YOUR INSTRUCTIONS: Skip any picture you find and retype all the remaining lines exactly.
---- DATA SHOWN
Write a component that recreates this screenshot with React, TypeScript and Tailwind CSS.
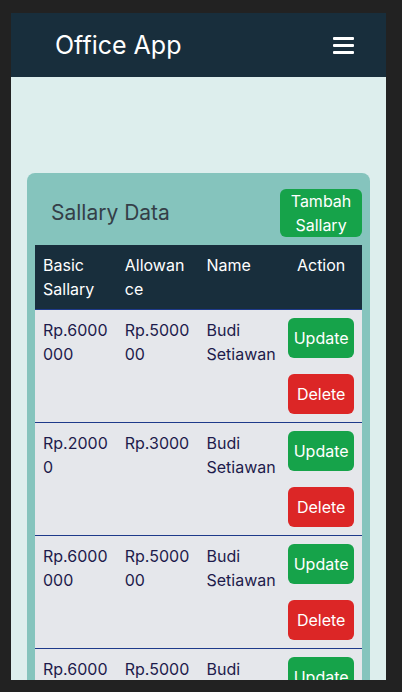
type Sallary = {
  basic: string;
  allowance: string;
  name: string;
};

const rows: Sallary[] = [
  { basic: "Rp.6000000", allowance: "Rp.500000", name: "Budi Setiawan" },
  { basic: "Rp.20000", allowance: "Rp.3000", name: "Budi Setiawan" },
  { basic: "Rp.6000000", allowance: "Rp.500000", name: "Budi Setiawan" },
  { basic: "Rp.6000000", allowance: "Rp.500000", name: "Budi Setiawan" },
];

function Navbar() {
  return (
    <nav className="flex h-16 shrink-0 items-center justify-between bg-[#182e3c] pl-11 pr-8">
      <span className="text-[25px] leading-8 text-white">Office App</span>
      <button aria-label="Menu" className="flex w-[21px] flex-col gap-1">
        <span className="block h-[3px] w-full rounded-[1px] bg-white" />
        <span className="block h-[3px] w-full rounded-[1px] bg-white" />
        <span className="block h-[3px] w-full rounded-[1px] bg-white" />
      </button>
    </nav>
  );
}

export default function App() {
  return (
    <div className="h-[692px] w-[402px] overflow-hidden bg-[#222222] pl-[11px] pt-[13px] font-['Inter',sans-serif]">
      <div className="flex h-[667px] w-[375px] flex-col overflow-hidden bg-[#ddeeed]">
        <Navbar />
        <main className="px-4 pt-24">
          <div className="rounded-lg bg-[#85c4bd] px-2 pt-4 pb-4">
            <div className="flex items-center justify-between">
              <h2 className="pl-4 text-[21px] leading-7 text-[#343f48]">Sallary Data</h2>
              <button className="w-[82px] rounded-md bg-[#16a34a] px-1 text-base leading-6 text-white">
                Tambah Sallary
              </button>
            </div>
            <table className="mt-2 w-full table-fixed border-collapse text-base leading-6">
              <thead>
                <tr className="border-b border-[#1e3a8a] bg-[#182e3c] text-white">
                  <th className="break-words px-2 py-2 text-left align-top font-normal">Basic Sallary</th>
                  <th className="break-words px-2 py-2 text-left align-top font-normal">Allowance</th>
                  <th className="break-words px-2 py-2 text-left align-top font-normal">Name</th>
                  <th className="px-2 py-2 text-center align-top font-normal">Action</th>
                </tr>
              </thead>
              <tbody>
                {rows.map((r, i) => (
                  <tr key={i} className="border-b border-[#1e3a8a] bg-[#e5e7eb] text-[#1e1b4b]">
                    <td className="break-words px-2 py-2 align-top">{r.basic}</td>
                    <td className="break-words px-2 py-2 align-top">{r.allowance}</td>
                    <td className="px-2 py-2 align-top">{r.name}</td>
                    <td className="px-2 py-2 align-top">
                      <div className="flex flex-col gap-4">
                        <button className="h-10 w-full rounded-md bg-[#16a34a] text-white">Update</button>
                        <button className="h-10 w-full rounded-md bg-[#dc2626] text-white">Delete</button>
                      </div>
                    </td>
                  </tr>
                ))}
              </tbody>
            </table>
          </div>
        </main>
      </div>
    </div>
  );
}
--------
FULL SOLUTION:
Write a component that recreates this screenshot with React, TypeScript and Tailwind CSS.
type Sallary = {
  basic: string;
  allowance: string;
  name: string;
};

const rows: Sallary[] = [
  { basic: "Rp.6000000", allowance: "Rp.500000", name: "Budi Setiawan" },
  { basic: "Rp.20000", allowance: "Rp.3000", name: "Budi Setiawan" },
  { basic: "Rp.6000000", allowance: "Rp.500000", name: "Budi Setiawan" },
  { basic: "Rp.6000000", allowance: "Rp.500000", name: "Budi Setiawan" },
];

function Navbar() {
  return (
    <nav className="flex h-16 shrink-0 items-center justify-between bg-[#182e3c] pl-11 pr-8">
      <span className="text-[25px] leading-8 text-white">Office App</span>
      <button aria-label="Menu" className="flex w-[21px] flex-col gap-1">
        <span className="block h-[3px] w-full rounded-[1px] bg-white" />
        <span className="block h-[3px] w-full rounded-[1px] bg-white" />
        <span className="block h-[3px] w-full rounded-[1px] bg-white" />
      </button>
    </nav>
  );
}

export default function App() {
  return (
    <div className="h-[692px] w-[402px] overflow-hidden bg-[#222222] pl-[11px] pt-[13px] font-['Inter',sans-serif]">
      <div className="flex h-[667px] w-[375px] flex-col overflow-hidden bg-[#ddeeed]">
        <Navbar />
        <main className="px-4 pt-24">
          <div className="rounded-lg bg-[#85c4bd] px-2 pt-4 pb-4">
            <div className="flex items-center justify-between">
              <h2 className="pl-4 text-[21px] leading-7 text-[#343f48]">Sallary Data</h2>
              <button className="w-[82px] rounded-md bg-[#16a34a] px-1 text-base leading-6 text-white">
                Tambah Sallary
              </button>
            </div>
            <table className="mt-2 w-full table-fixed border-collapse text-base leading-6">
              <thead>
                <tr className="border-b border-[#1e3a8a] bg-[#182e3c] text-white">
                  <th className="break-words px-2 py-2 text-left align-top font-normal">Basic Sallary</th>
                  <th className="break-words px-2 py-2 text-left align-top font-normal">Allowance</th>
                  <th className="break-words px-2 py-2 text-left align-top font-normal">Name</th>
                  <th className="px-2 py-2 text-center align-top font-normal">Action</th>
                </tr>
              </thead>
              <tbody>
                {rows.map((r, i) => (
                  <tr key={i} className="border-b border-[#1e3a8a] bg-[#e5e7eb] text-[#1e1b4b]">
                    <td className="break-words px-2 py-2 align-top">{r.basic}</td>
                    <td className="break-words px-2 py-2 align-top">{r.allowance}</td>
                    <td className="px-2 py-2 align-top">{r.name}</td>
                    <td className="px-2 py-2 align-top">
                      <div className="flex flex-col gap-4">
                        <button className="h-10 w-full rounded-md bg-[#16a34a] text-white">Update</button>
                        <button className="h-10 w-full rounded-md bg-[#dc2626] text-white">Delete</button>
                      </div>
                    </td>
                  </tr>
                ))}
              </tbody>
            </table>
          </div>
        </main>
      </div>
    </div>
  );
}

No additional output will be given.